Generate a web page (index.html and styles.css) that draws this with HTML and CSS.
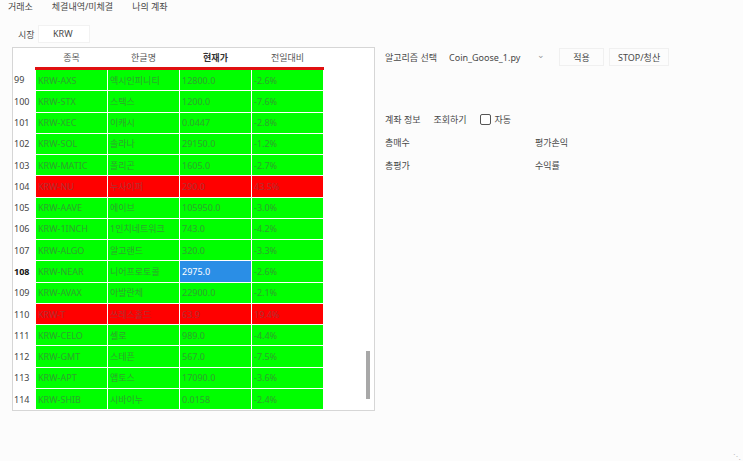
FILE: index.html
```html
<!DOCTYPE html>
<html lang="ko">
<head>
    <meta charset="UTF-8">
    <title>Coin Goose</title>
    <link rel="stylesheet" href="styles.css">
</head>
<body>

    <div class="menubar">
        <span>거래소</span>
        <span>체결내역/미체결</span>
        <span>나의 계좌</span>
    </div>

    <div class="main">
        <div class="left">
            <div class="market">
                <span class="label">시장</span>
                <span class="combo">KRW</span>
            </div>

            <div class="frame">
                <table>
                    <thead>
                        <tr>
                            <th class="idx"></th>
                            <th>종목</th>
                            <th>한글명</th>
                            <th class="strong">현재가</th>
                            <th>전일대비</th>
                            <th class="rest"></th>
                        </tr>
                    </thead>
                    <tbody id="lista"></tbody>
                </table>
                <div class="scrollbar"></div>
            </div>
        </div>

        <div class="right">
            <div class="algo">
                <span>알고리즘 선택</span>
                <span class="algo-combo">Coin_Goose_1.py <span class="chev">&#8964;</span></span>
                <button class="btn apply">적용</button>
                <button class="btn">STOP/청산</button>
            </div>

            <div class="account">
                <span>계좌 정보</span>
                <span>조회하기</span>
                <label class="check"><span class="box"></span>자동</label>
            </div>

            <div class="summary">
                <span>총매수</span>
                <span>평가손익</span>
                <span>총평가</span>
                <span>수익률</span>
            </div>
        </div>
    </div>

    <div class="grip">&#8945;</div>

    <script>
        let moedas = [
            [99, "KRW-AXS", "엑시인피니티", "12800.0", "-2.6%", "g"],
            [100, "KRW-STX", "스택스", "1200.0", "-7.6%", "g"],
            [101, "KRW-XEC", "이캐시", "0.0447", "-2.8%", "g"],
            [102, "KRW-SOL", "솔라나", "29150.0", "-1.2%", "g"],
            [103, "KRW-MATIC", "폴리곤", "1605.0", "-2.7%", "g"],
            [104, "KRW-NU", "누사이퍼", "290.0", "43.5%", "r"],
            [105, "KRW-AAVE", "에이브", "105950.0", "-3.0%", "g"],
            [106, "KRW-1INCH", "1인치네트워크", "743.0", "-4.2%", "g"],
            [107, "KRW-ALGO", "알고랜드", "320.0", "-3.3%", "g"],
            [108, "KRW-NEAR", "니어프로토콜", "2975.0", "-2.6%", "s"],
            [109, "KRW-AVAX", "아발란체", "22900.0", "-2.1%", "g"],
            [110, "KRW-T", "쓰레스홀드", "63.9", "19.4%", "r"],
            [111, "KRW-CELO", "셀로", "989.0", "-4.4%", "g"],
            [112, "KRW-GMT", "스테픈", "567.0", "-7.5%", "g"],
            [113, "KRW-APT", "앱토스", "17090.0", "-3.6%", "g"],
            [114, "KRW-SHIB", "시바이누", "0.0158", "-2.4%", "g"]
        ];

        let tabela = document.getElementById("lista");

        moedas.forEach((m, i) => {
            let linha = tabela.insertRow();
            let cor = m[5] === "r" ? "red" : "green";
            if (i === 0) linha.className = "first";
            linha.innerHTML = `
                <td class="idx ${m[5] === "s" ? "bold" : ""}">${m[0]}</td>
                <td class="${cor}">${m[1]}</td>
                <td class="${cor}">${m[2]}</td>
                <td class="${m[5] === "s" ? "sel" : cor}">${m[3]}</td>
                <td class="${cor}">${m[4]}</td>
                <td class="rest"></td>
            `;
        });
    </script>

</body>
</html>
```

FILE: styles.css
```css
body {
    margin: 0;
    background: #fcfcfc;
    font-family: "Noto Sans", "Noto Sans CJK KR", sans-serif;
    font-size: 9px;
    color: #484848;
    height: 461px;
    position: relative;
    overflow: hidden;
}
.menubar {
    display: flex;
    gap: 19px;
    padding: 0 8px;
    height: 16px;
    line-height: 14px;
}
.main {
    display: flex;
}
.left {
    width: 375px;
    flex: none;
}
.market {
    display: flex;
    align-items: center;
    height: 18px;
    margin-top: 9px;
    padding-left: 18px;
}
.market .label {
    width: 20px;
}
.combo {
    width: 36px;
    height: 16px;
    line-height: 16px;
    padding-left: 14px;
    background: #fff;
    border: 1px solid #f2f2f2;
}
.frame {
    position: relative;
    margin: 4px 0 0 12px;
    width: 361px;
    height: 362px;
    border: 1px solid #d6d6d6;
    background: #fff;
    overflow: hidden;
}
table {
    border-collapse: collapse;
    table-layout: fixed;
}
th {
    height: 19px;
    font-weight: normal;
    padding: 0;
    text-align: center;
    color: #555;
}
th.strong {
    font-weight: bold;
    color: #333;
}
td {
    height: 20.27px;
    padding: 0 0 0 2px;
    border: 1px solid rgba(255, 255, 255, 0.75);
    white-space: nowrap;
    overflow: hidden;
}
tr.first td.green, tr.first td.red, tr.first td.sel {
    border-top: 3px solid #e01010;
}
.idx {
    width: 21px;
    border: none;
    background: #fff;
    color: #444;
    padding-left: 1px;
}
.idx.bold {
    font-weight: bold;
    color: #111;
}
th:nth-child(2), th:nth-child(3), th:nth-child(4), th:nth-child(5) {
    width: 72px;
}
.rest {
    width: 40px;
    border: none;
    background: #fff;
}
.green {
    background: #00ff00;
    color: #2fa32f;
}
.red {
    background: #ff0000;
    color: #b03030;
}
.sel {
    background: #2a8ee6;
    color: #fff;
}
.scrollbar {
    position: absolute;
    left: 353px;
    top: 303px;
    width: 4px;
    height: 48px;
    background: #a8a8a8;
}
.right {
    padding-left: 10px;
}
.algo {
    display: flex;
    align-items: center;
    margin-top: 31px;
    height: 20px;
}
.algo-combo {
    width: 100px;
    margin-left: 12px;
    padding-left: 0;
    display: flex;
    justify-content: space-between;
}
.chev {
    color: #999;
    line-height: 8px;
    padding-right: 4px;
}
.btn {
    font: inherit;
    color: #484848;
    background: #fcfcfc;
    border: 1px solid #f0f0f0;
    height: 18px;
    padding: 0 8px;
}
.apply {
    width: 45px;
    margin-left: 10px;
}
.btn + .btn {
    margin-left: 5px;
}
.account {
    display: flex;
    align-items: center;
    gap: 13px;
    margin-top: 43px;
    height: 18px;
}
.check {
    display: flex;
    align-items: center;
    gap: 4px;
}
.box {
    width: 9px;
    height: 9px;
    border: 1px solid #555;
    border-radius: 2px;
    background: #fff;
}
.summary {
    display: grid;
    grid-template-columns: 150px 60px;
    row-gap: 9px;
    margin-top: 8px;
    line-height: 14px;
}
.grip {
    position: absolute;
    right: 2px;
    bottom: 0;
    font-size: 8px;
    color: #bbb;
}
```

• [OBJECTIVE]
Set every line down exactly as written, leaving each picture out.

• [RESULT OF THIS TASK]
Generate a web page (index.html and styles.css) that draws this with HTML and CSS.
FILE: index.html
```html
<!DOCTYPE html>
<html lang="ko">
<head>
    <meta charset="UTF-8">
    <title>Coin Goose</title>
    <link rel="stylesheet" href="styles.css">
</head>
<body>

    <div class="menubar">
        <span>거래소</span>
        <span>체결내역/미체결</span>
        <span>나의 계좌</span>
    </div>

    <div class="main">
        <div class="left">
            <div class="market">
                <span class="label">시장</span>
                <span class="combo">KRW</span>
            </div>

            <div class="frame">
                <table>
                    <thead>
                        <tr>
                            <th class="idx"></th>
                            <th>종목</th>
                            <th>한글명</th>
                            <th class="strong">현재가</th>
                            <th>전일대비</th>
                            <th class="rest"></th>
                        </tr>
                    </thead>
                    <tbody id="lista"></tbody>
                </table>
                <div class="scrollbar"></div>
            </div>
        </div>

        <div class="right">
            <div class="algo">
                <span>알고리즘 선택</span>
                <span class="algo-combo">Coin_Goose_1.py <span class="chev">&#8964;</span></span>
                <button class="btn apply">적용</button>
                <button class="btn">STOP/청산</button>
            </div>

            <div class="account">
                <span>계좌 정보</span>
                <span>조회하기</span>
                <label class="check"><span class="box"></span>자동</label>
            </div>

            <div class="summary">
                <span>총매수</span>
                <span>평가손익</span>
                <span>총평가</span>
                <span>수익률</span>
            </div>
        </div>
    </div>

    <div class="grip">&#8945;</div>

    <script>
        let moedas = [
            [99, "KRW-AXS", "엑시인피니티", "12800.0", "-2.6%", "g"],
            [100, "KRW-STX", "스택스", "1200.0", "-7.6%", "g"],
            [101, "KRW-XEC", "이캐시", "0.0447", "-2.8%", "g"],
            [102, "KRW-SOL", "솔라나", "29150.0", "-1.2%", "g"],
            [103, "KRW-MATIC", "폴리곤", "1605.0", "-2.7%", "g"],
            [104, "KRW-NU", "누사이퍼", "290.0", "43.5%", "r"],
            [105, "KRW-AAVE", "에이브", "105950.0", "-3.0%", "g"],
            [106, "KRW-1INCH", "1인치네트워크", "743.0", "-4.2%", "g"],
            [107, "KRW-ALGO", "알고랜드", "320.0", "-3.3%", "g"],
            [108, "KRW-NEAR", "니어프로토콜", "2975.0", "-2.6%", "s"],
            [109, "KRW-AVAX", "아발란체", "22900.0", "-2.1%", "g"],
            [110, "KRW-T", "쓰레스홀드", "63.9", "19.4%", "r"],
            [111, "KRW-CELO", "셀로", "989.0", "-4.4%", "g"],
            [112, "KRW-GMT", "스테픈", "567.0", "-7.5%", "g"],
            [113, "KRW-APT", "앱토스", "17090.0", "-3.6%", "g"],
            [114, "KRW-SHIB", "시바이누", "0.0158", "-2.4%", "g"]
        ];

        let tabela = document.getElementById("lista");

        moedas.forEach((m, i) => {
            let linha = tabela.insertRow();
            let cor = m[5] === "r" ? "red" : "green";
            if (i === 0) linha.className = "first";
            linha.innerHTML = `
                <td class="idx ${m[5] === "s" ? "bold" : ""}">${m[0]}</td>
                <td class="${cor}">${m[1]}</td>
                <td class="${cor}">${m[2]}</td>
                <td class="${m[5] === "s" ? "sel" : cor}">${m[3]}</td>
                <td class="${cor}">${m[4]}</td>
                <td class="rest"></td>
            `;
        });
    </script>

</body>
</html>
```

FILE: styles.css
```css
body {
    margin: 0;
    background: #fcfcfc;
    font-family: "Noto Sans", "Noto Sans CJK KR", sans-serif;
    font-size: 9px;
    color: #484848;
    height: 461px;
    position: relative;
    overflow: hidden;
}
.menubar {
    display: flex;
    gap: 19px;
    padding: 0 8px;
    height: 16px;
    line-height: 14px;
}
.main {
    display: flex;
}
.left {
    width: 375px;
    flex: none;
}
.market {
    display: flex;
    align-items: center;
    height: 18px;
    margin-top: 9px;
    padding-left: 18px;
}
.market .label {
    width: 20px;
}
.combo {
    width: 36px;
    height: 16px;
    line-height: 16px;
    padding-left: 14px;
    background: #fff;
    border: 1px solid #f2f2f2;
}
.frame {
    position: relative;
    margin: 4px 0 0 12px;
    width: 361px;
    height: 362px;
    border: 1px solid #d6d6d6;
    background: #fff;
    overflow: hidden;
}
table {
    border-collapse: collapse;
    table-layout: fixed;
}
th {
    height: 19px;
    font-weight: normal;
    padding: 0;
    text-align: center;
    color: #555;
}
th.strong {
    font-weight: bold;
    color: #333;
}
td {
    height: 20.27px;
    padding: 0 0 0 2px;
    border: 1px solid rgba(255, 255, 255, 0.75);
    white-space: nowrap;
    overflow: hidden;
}
tr.first td.green, tr.first td.red, tr.first td.sel {
    border-top: 3px solid #e01010;
}
.idx {
    width: 21px;
    border: none;
    background: #fff;
    color: #444;
    padding-left: 1px;
}
.idx.bold {
    font-weight: bold;
    color: #111;
}
th:nth-child(2), th:nth-child(3), th:nth-child(4), th:nth-child(5) {
    width: 72px;
}
.rest {
    width: 40px;
    border: none;
    background: #fff;
}
.green {
    background: #00ff00;
    color: #2fa32f;
}
.red {
    background: #ff0000;
    color: #b03030;
}
.sel {
    background: #2a8ee6;
    color: #fff;
}
.scrollbar {
    position: absolute;
    left: 353px;
    top: 303px;
    width: 4px;
    height: 48px;
    background: #a8a8a8;
}
.right {
    padding-left: 10px;
}
.algo {
    display: flex;
    align-items: center;
    margin-top: 31px;
    height: 20px;
}
.algo-combo {
    width: 100px;
    margin-left: 12px;
    padding-left: 0;
    display: flex;
    justify-content: space-between;
}
.chev {
    color: #999;
    line-height: 8px;
    padding-right: 4px;
}
.btn {
    font: inherit;
    color: #484848;
    background: #fcfcfc;
    border: 1px solid #f0f0f0;
    height: 18px;
    padding: 0 8px;
}
.apply {
    width: 45px;
    margin-left: 10px;
}
.btn + .btn {
    margin-left: 5px;
}
.account {
    display: flex;
    align-items: center;
    gap: 13px;
    margin-top: 43px;
    height: 18px;
}
.check {
    display: flex;
    align-items: center;
    gap: 4px;
}
.box {
    width: 9px;
    height: 9px;
    border: 1px solid #555;
    border-radius: 2px;
    background: #fff;
}
.summary {
    display: grid;
    grid-template-columns: 150px 60px;
    row-gap: 9px;
    margin-top: 8px;
    line-height: 14px;
}
.grip {
    position: absolute;
    right: 2px;
    bottom: 0;
    font-size: 8px;
    color: #bbb;
}
```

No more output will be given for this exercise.